In most states, preference will be given to an individual who knows the ward best, such as their spouse, children, or relatives. If there is no one qualified or willing to act as a guardian, the court may appoint a professional guardian.
What Is A Court-Ordered Guardian?
A court-ordered guardian is an individual who has been appointed by a judge to make decisions on behalf of another person. The guardian has the responsibility to act in the best interest of the ward and make decisions regarding their care, including where they will live, what medical treatment they will receive, and how their finances will be managed.
There has been significant debate over this subject in recent years due to the court-ordered conservatorship over Britney Spears. The publicity highlights the sad reality that these types of situations often strip the ward of many of their rights. In some cases, however, it is the only way to acquire the legal authority to make important decisions on someone’s behalf.

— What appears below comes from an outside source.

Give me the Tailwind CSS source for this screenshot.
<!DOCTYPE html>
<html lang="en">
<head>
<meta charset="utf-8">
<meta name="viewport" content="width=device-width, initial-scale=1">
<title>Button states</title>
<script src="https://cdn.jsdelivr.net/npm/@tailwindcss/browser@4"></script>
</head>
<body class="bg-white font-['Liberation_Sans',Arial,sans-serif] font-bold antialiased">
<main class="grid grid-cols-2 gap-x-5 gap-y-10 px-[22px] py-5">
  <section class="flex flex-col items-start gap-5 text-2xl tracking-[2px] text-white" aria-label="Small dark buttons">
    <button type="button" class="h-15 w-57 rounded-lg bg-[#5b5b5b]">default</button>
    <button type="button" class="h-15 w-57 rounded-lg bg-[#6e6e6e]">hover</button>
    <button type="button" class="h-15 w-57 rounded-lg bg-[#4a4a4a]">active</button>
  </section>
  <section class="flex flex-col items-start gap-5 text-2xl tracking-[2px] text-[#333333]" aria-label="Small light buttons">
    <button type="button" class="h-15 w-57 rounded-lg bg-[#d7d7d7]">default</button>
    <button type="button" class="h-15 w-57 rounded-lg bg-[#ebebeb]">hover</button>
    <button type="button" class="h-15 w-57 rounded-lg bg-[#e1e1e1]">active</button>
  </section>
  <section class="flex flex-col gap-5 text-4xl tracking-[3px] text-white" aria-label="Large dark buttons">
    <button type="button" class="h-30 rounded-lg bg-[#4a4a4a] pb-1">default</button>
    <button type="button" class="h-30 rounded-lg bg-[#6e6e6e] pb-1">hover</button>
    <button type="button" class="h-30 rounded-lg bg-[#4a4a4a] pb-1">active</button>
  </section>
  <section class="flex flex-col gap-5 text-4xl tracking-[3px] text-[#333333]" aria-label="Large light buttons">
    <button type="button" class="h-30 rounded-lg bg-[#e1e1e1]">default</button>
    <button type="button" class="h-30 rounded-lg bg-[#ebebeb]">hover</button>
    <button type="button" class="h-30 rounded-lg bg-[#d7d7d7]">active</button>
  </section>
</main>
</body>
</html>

What Are A Guardian’s Duties and Responsibilities?
The duties and responsibilities of a guardian can vary depending on the state in which the guardianship is established and the specific needs of the ward.
In general, however, a guardian has the following duties:
- To keep the court informed about the ward’s welfare and whereabouts
- To make decisions in the best interest of the ward
- To provide for the ward’s physical and emotional needs
- To protect the ward from harm
- To help the ward develop skills and abilities to the maximum extent possible
As much as possible, the guardian or conservator must ask the ward for their input on decisions. Additionally, a guardian can only act in areas specified by the court. In some situations, such as when a guardian will be gone for an extended period of time, responsibilities will be delegated to other individuals.

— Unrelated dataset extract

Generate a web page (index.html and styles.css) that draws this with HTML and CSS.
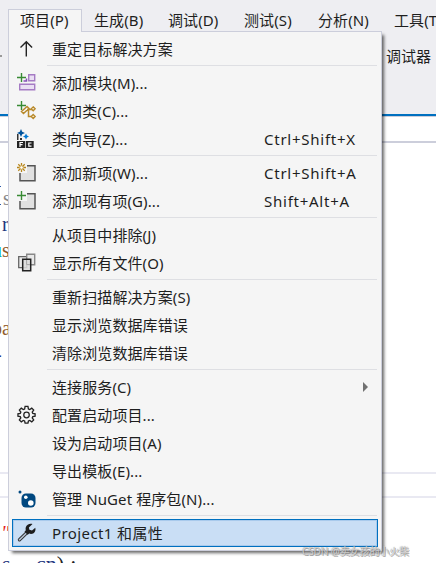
FILE: index.html
```html
<!DOCTYPE html>
<html lang="zh-CN">
<head>
  <meta charset="UTF-8">
  <title>Project1</title>
  <link rel="stylesheet" href="styles.css">
</head>
<body>
  <div class="window">
    <div class="menubar">
      <div class="tab open">项目(P)</div>
      <div class="tab">生成(B)</div>
      <div class="tab wide">调试(D)</div>
      <div class="tab">测试(S)</div>
      <div class="tab wide">分析(N)</div>
      <div class="tab">工具(T</div>
    </div>
    <div class="toolbar"><span class="drop"></span><span>调试器</span></div>
    <div class="navbar"></div>
    <div class="editor">
      <div class="line gray"><span class="guide"></span>s</div>
      <div class="line navy n1">r</div>
      <div class="line brown n2"><span class="sel">u</span>s</div>
      <div class="line"></div>
      <div class="line"></div>
      <div class="line brown n3">pa</div>
      <div class="line navy n4">-</div>
    </div>
    <div class="splitter"></div>
    <div class="output">
      <div class="line red">"</div>
      <div class="line navy last"><span>s,</span><span class="arg">cn<b>)</b></span><b>;</b></div>
    </div>
  </div>

  <div class="menu">
    <div class="item">
      <svg class="icon" viewBox="0 0 20 20"><path d="M9.300 17.500V3M3.500 8.500l5.800-5.800 5.800 5.800" fill="none" stroke="#222" stroke-width="1.400"/></svg>
      <span>重定目标解决方案</span>
    </div>
    <div class="sep"></div>
    <div class="item">
      <svg class="icon" viewBox="0 0 20 20"><path d="M4.500 0v9M0 4.500h9" stroke="#388a34" stroke-width="1.400"/><path d="M11.700 1.700h6v6h-6zM2.700 11.200h15v5.500h-15z" fill="#eadff3" stroke="#a57bc4" stroke-width="1.400"/><path d="M6.500 8h3V5.500" fill="none" stroke="#8650b8" stroke-width="1.500"/></svg>
      <span>添加模块(M)...</span>
    </div>
    <div class="item">
      <svg class="icon" viewBox="0 0 20 20"><path d="M4.500 0v9M0 4.500h9" stroke="#388a34" stroke-width="1.400"/><path d="M4.500 10.500l5.500-5 2 2-5.500 5zM10 8.500h5.500M11.500 9v6.500h3" fill="none" stroke="#b8892b" stroke-width="1.500"/><path d="M16.200 5.800l2 2-2 2-2-2zM16.200 13.500l2 2-2 2-2-2z" fill="#f5ead1" stroke="#b8892b" stroke-width="1.300"/></svg>
      <span>添加类(C)...</span>
    </div>
    <div class="item">
      <svg class="icon" viewBox="0 0 20 20"><path d="M0 5h1.500v6H0zM3 9h2v2H3z" fill="#333"/><path d="M4 0l1.200 2.800L8 4 5.200 5.200 4 8 2.800 5.200 0 4l2.800-1.200z" fill="#00539c"/><path d="M9 4.500l1 2 2 1-2 1-1 2-1-2-2-1 2-1z" fill="#0078d4"/><path d="M0 12h8v7H0zM8.700 12h8v7h-8z" fill="#222"/><path d="M3 18v-4.500h3M3 15.700h2.500M14.500 14h-2.700v3.200h2.700" fill="none" stroke="#fff" stroke-width="1.200"/></svg>
      <span>类向导(Z)...</span><span class="key">Ctrl+Shift+X</span>
    </div>
    <div class="sep"></div>
    <div class="item">
      <svg class="icon" viewBox="0 0 20 20"><path d="M3 10h7V2h8v16H3z" fill="#e1e1e1"/><path d="M10 2.700h8v15H3V10" fill="none" stroke="#555" stroke-width="1.500"/><path d="M4.500 0v2.500M4.500 6.500V9M0 4.500h2.500M6.500 4.500H9M1.300 1.300l1.800 1.800M5.900 5.900l1.800 1.800M7.700 1.300L5.900 3.100M3.100 5.900L1.300 7.700" stroke="#b8861b" stroke-width="1.300"/><circle cx="4.500" cy="4.500" r="1.800" fill="#fff" stroke="#c79a36"/></svg>
      <span>添加新项(W)...</span><span class="key">Ctrl+Shift+A</span>
    </div>
    <div class="item">
      <svg class="icon" viewBox="0 0 20 20"><path d="M3 10h7V2h8v16H3z" fill="#e1e1e1"/><path d="M10 2.700h8v15H3V10" fill="none" stroke="#555" stroke-width="1.500"/><path d="M4.500 0v9M0 4.500h9" stroke="#388a34" stroke-width="1.400"/></svg>
      <span>添加现有项(G)...</span><span class="key">Shift+Alt+A</span>
    </div>
    <div class="sep"></div>
    <div class="item"><span class="icon"></span><span>从项目中排除(J)</span></div>
    <div class="item">
      <svg class="icon" viewBox="0 0 20 20"><path d="M1.700 3.700h8v11h-8z" fill="#ececec" stroke="#666" stroke-width="1.300"/><path d="M9.700 1.200h8v10.500h-8z" fill="#e8e8e8" stroke="#888" stroke-width="1.400"/><path d="M5.700 6.200h8v11.500h-8z" fill="#ddd" fill-opacity=".85" stroke="#222" stroke-width="1.500"/><path d="M9.500 7v4.500H13" fill="none" stroke="#aaa"/></svg>
      <span>显示所有文件(O)</span>
    </div>
    <div class="sep"></div>
    <div class="item"><span class="icon"></span><span>重新扫描解决方案(S)</span></div>
    <div class="item"><span class="icon"></span><span>显示浏览数据库错误</span></div>
    <div class="item"><span class="icon"></span><span>清除浏览数据库错误</span></div>
    <div class="sep"></div>
    <div class="item"><span class="icon"></span><span>连接服务(C)</span><span class="arrow"></span></div>
    <div class="item">
      <svg class="icon" viewBox="0 0 21 21"><path d="M8.500 1.500h3l.5 2.700 1.400.6 2.100-1.500 2 2-1.500 2.100.6 1.400 2.400.4v2.600l-2.400.4-.6 1.400 1.500 2.100-2 2-2.100-1.500-1.400.6-.5 2.200h-3L8 16.800l-1.400-.6-2.100 1.500-2-2L4 13.600l-.6-1.400L1 11.800V9.200l2.400-.4L4 7.400 2.500 5.300l2-2 2.100 1.500L8 4.200z" fill="none" stroke="#222" stroke-width="1.400"/><circle cx="10" cy="10.500" r="2.900" fill="none" stroke="#222" stroke-width="1.300"/></svg>
      <span>配置启动项目...</span>
    </div>
    <div class="item"><span class="icon"></span><span>设为启动项目(A)</span></div>
    <div class="item"><span class="icon"></span><span>导出模板(E)...</span></div>
    <div class="item">
      <svg class="icon" viewBox="0 0 20 20"><circle cx="3" cy="3" r="1.500" fill="#004880"/><rect x="4.500" y="4.500" width="14" height="14" rx="4.500" fill="#004880"/><circle cx="8.800" cy="8.200" r="1.800" fill="#fff"/><circle cx="13.800" cy="14" r="2.800" fill="#fff"/></svg>
      <span>管理 NuGet 程序包(N)...</span>
    </div>
    <div class="sep"></div>
    <div class="item active">
      <svg class="icon" viewBox="0 0 20 20"><path d="M10 9.500l-7.500 7.200" stroke="#333" stroke-width="3.400" stroke-linecap="round"/><path d="M9.500 10l-7 6.700" stroke="#b5c3d5" stroke-width="1.500" stroke-linecap="round"/><path d="M15.500 1c-3-.8-5.800.6-6.700 3.300-.3 1-.3 2 0 3L7.500 8.800l3.200 3 1.500-1.200c2.800.9 5.200-.4 6-2.700.4-1 .4-2.100.1-3.200L15 7.400l-2.600-.6-.5-2.300z" fill="#1d1d1d"/></svg>
      <span>Project1 和属性</span>
    </div>
  </div>
  <div class="mark">CSDN @卖女孩的小火柴</div>
</body>
</html>
```

FILE: styles.css
```css
body {
  margin: 0;
  font-family: "Noto Sans", "Noto Sans CJK SC", sans-serif;
  font-size: 15px;
  color: #1e1e1e;
}
.window {
  width: 436px;
  height: 563px;
  overflow: hidden;
  background: #fff;
}
.menubar {
  display: flex;
  height: 31px;
  padding: 9px 0 0 8px;
  box-sizing: border-box;
  background: #eeeef2;
}
.tab {
  flex: none;
  width: 74px;
  height: 22px;
  padding-left: 12px;
  box-sizing: border-box;
  line-height: 22px;
  letter-spacing: 0.1px;
  white-space: nowrap;
}
.tab.wide {
  width: 76px;
}
.tab.open {
  padding-left: 11px;
  line-height: 20px;
  border: 1px solid #ccceDB;
  border-bottom: 0;
  background: #f5f5f5;
}
.toolbar {
  display: flex;
  align-items: center;
  height: 83px;
  padding-bottom: 34px;
  box-sizing: border-box;
  background: #eeeef2;
}
.drop {
  width: 2px;
  height: 2px;
  margin-right: 384px;
  background: #999;
}
.navbar {
  height: 25px;
  border-top: 2px solid #0070c0;
  border-bottom: 2px solid #ccceDB;
  box-shadow: inset 0 1px #ccceDB;
  margin-bottom: 42px;
}
.editor {
  height: 287px;
  overflow: hidden;
}
.line {
  display: flex;
  height: 26px;
  line-height: 26px;
  font-family: "Liberation Serif", serif;
  font-size: 20px;
  white-space: pre;
}
.gray { color: #888; }
.navy { color: #1f377f; }
.brown { color: #8f5b2c; }
.red { color: #e21f1f; }
.guide {
  width: 1px;
  height: 17px;
  margin: 1px 2px 0 0;
  border: 1px solid #2b57a8;
  border-width: 1px 0;
}
.n1 { padding-left: 2px; }
.n2 { margin-left: -8px; }
.n3 { margin-left: -8px; }
.n4 { margin-left: -5px; }
.sel {
  color: #0aa;
}
.splitter {
  height: 22px;
  border-top: 2px solid #e9e9f2;
  border-bottom: 2px solid #e9e9f2;
}
.output {
  padding-top: 22px;
}
.output .red {
  padding-left: 1px;
  font-style: italic;
}
.last {
  margin: 5px 0 0 2px;
  font-size: 22px;
}
.last .arg {
  margin: 0 6px 0 20px;
}
.last b {
  font-weight: normal;
  color: #222;
}
.menu {
  position: absolute;
  top: 31px;
  left: 8px;
  width: 374px;
  height: 520px;
  padding: 3px;
  box-sizing: border-box;
  background: #f5f5f5;
  border: 1px solid #ccceDB;
  box-shadow: 3px 3px 3px -1px rgba(0, 0, 0, 0.6);
}
/* hides the border under the open tab */
.menu::before {
  content: "";
  position: absolute;
  top: -1px;
  left: 0;
  width: 72px;
  height: 1px;
  background: #f5f5f5;
}
.item {
  display: flex;
  align-items: center;
  width: 366px;
  height: 28px;
  padding-left: 5px;
  box-sizing: border-box;
  line-height: 28px;
  letter-spacing: 0.1px;
  white-space: nowrap;
}
.icon {
  flex: none;
  width: 20px;
  height: 20px;
  margin-right: 15px;
}
.item.active {
  padding-left: 4px;
  border: 1px solid #0070c0;
  box-shadow: inset 0 0 0 1px #a9caec;
  background: #c9def5;
  letter-spacing: 0.4px;
}
.key {
  width: 114px;
  margin-left: auto;
  letter-spacing: 0.75px;
}
.arrow {
  margin: 0 10px 0 auto;
  border: 5px solid transparent;
  border-left: 5px solid #717171;
  border-right: 0;
}
.sep {
  height: 1px;
  margin: 2px 1px 3px 35px;
  background: #dedfe3;
}
.mark {
  position: absolute;
  left: 302px;
  top: 544px;
  font-size: 10px;
  line-height: 15px;
  letter-spacing: -0.1px;
  color: rgba(255, 255, 255, 0.6);
  text-shadow: 0 0 1px #777, 1px 1px 0 rgba(110, 110, 110, 0.6);
  white-space: nowrap;
}
```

To ensure that the ward is being well-treated by the guardian or conservator, courts often require regular reporting and financial accounting about decisions made on behalf of the ward. Depending on the significance of a decision, the court may require prior approval.
Are Guardians Compensated?
Court-appointed guardians are provided reasonable compensation for their services. A spouse, friend, or relative serving as guardian will not usually charge for their efforts. If a private guardian is put in place by the court, they are paid out of the ward’s estate. The amount they can charge is set by state law and must be approved by the court. Public guardians are paid through public funds, such as charitable organizations.
What Are Alternatives To Guardians and Conservatorships?
Some of the goals of guardianship can be achieved through other means. Alternatives include:
- Case/care management
- Supportive services
- Financial planning
- Living wills
- Joint checking accounts
- Durable powers of attorney
These alternatives allow the individual to maintain as much independence and control over their life as possible. Additionally, they are often less restrictive and less expensive than guardianship.
Can The Rights Of The Ward Be Restored?
Ultimately, the end goal of a guardianship is to restore the individual’s rights and ability to make their own decisions. Granted, this may not be possible in many older individuals dealing with dementia or other incurable conditions. However, the goal should still be restoration if at all possible. The court can regularly review the guardianship arrangement to determine whether it is still necessary. If the ward has regained the capacity to make their own decisions, the guardianship will be terminated.
Getting Started With Guardianship
If you think that there may come a point in your life when you will need a guardian, consider having a conversation with your loved ones about the subject. Ideally, they will be the ones who eventually move into the guardian role and take care of your affairs in a way that is most in line with your desires.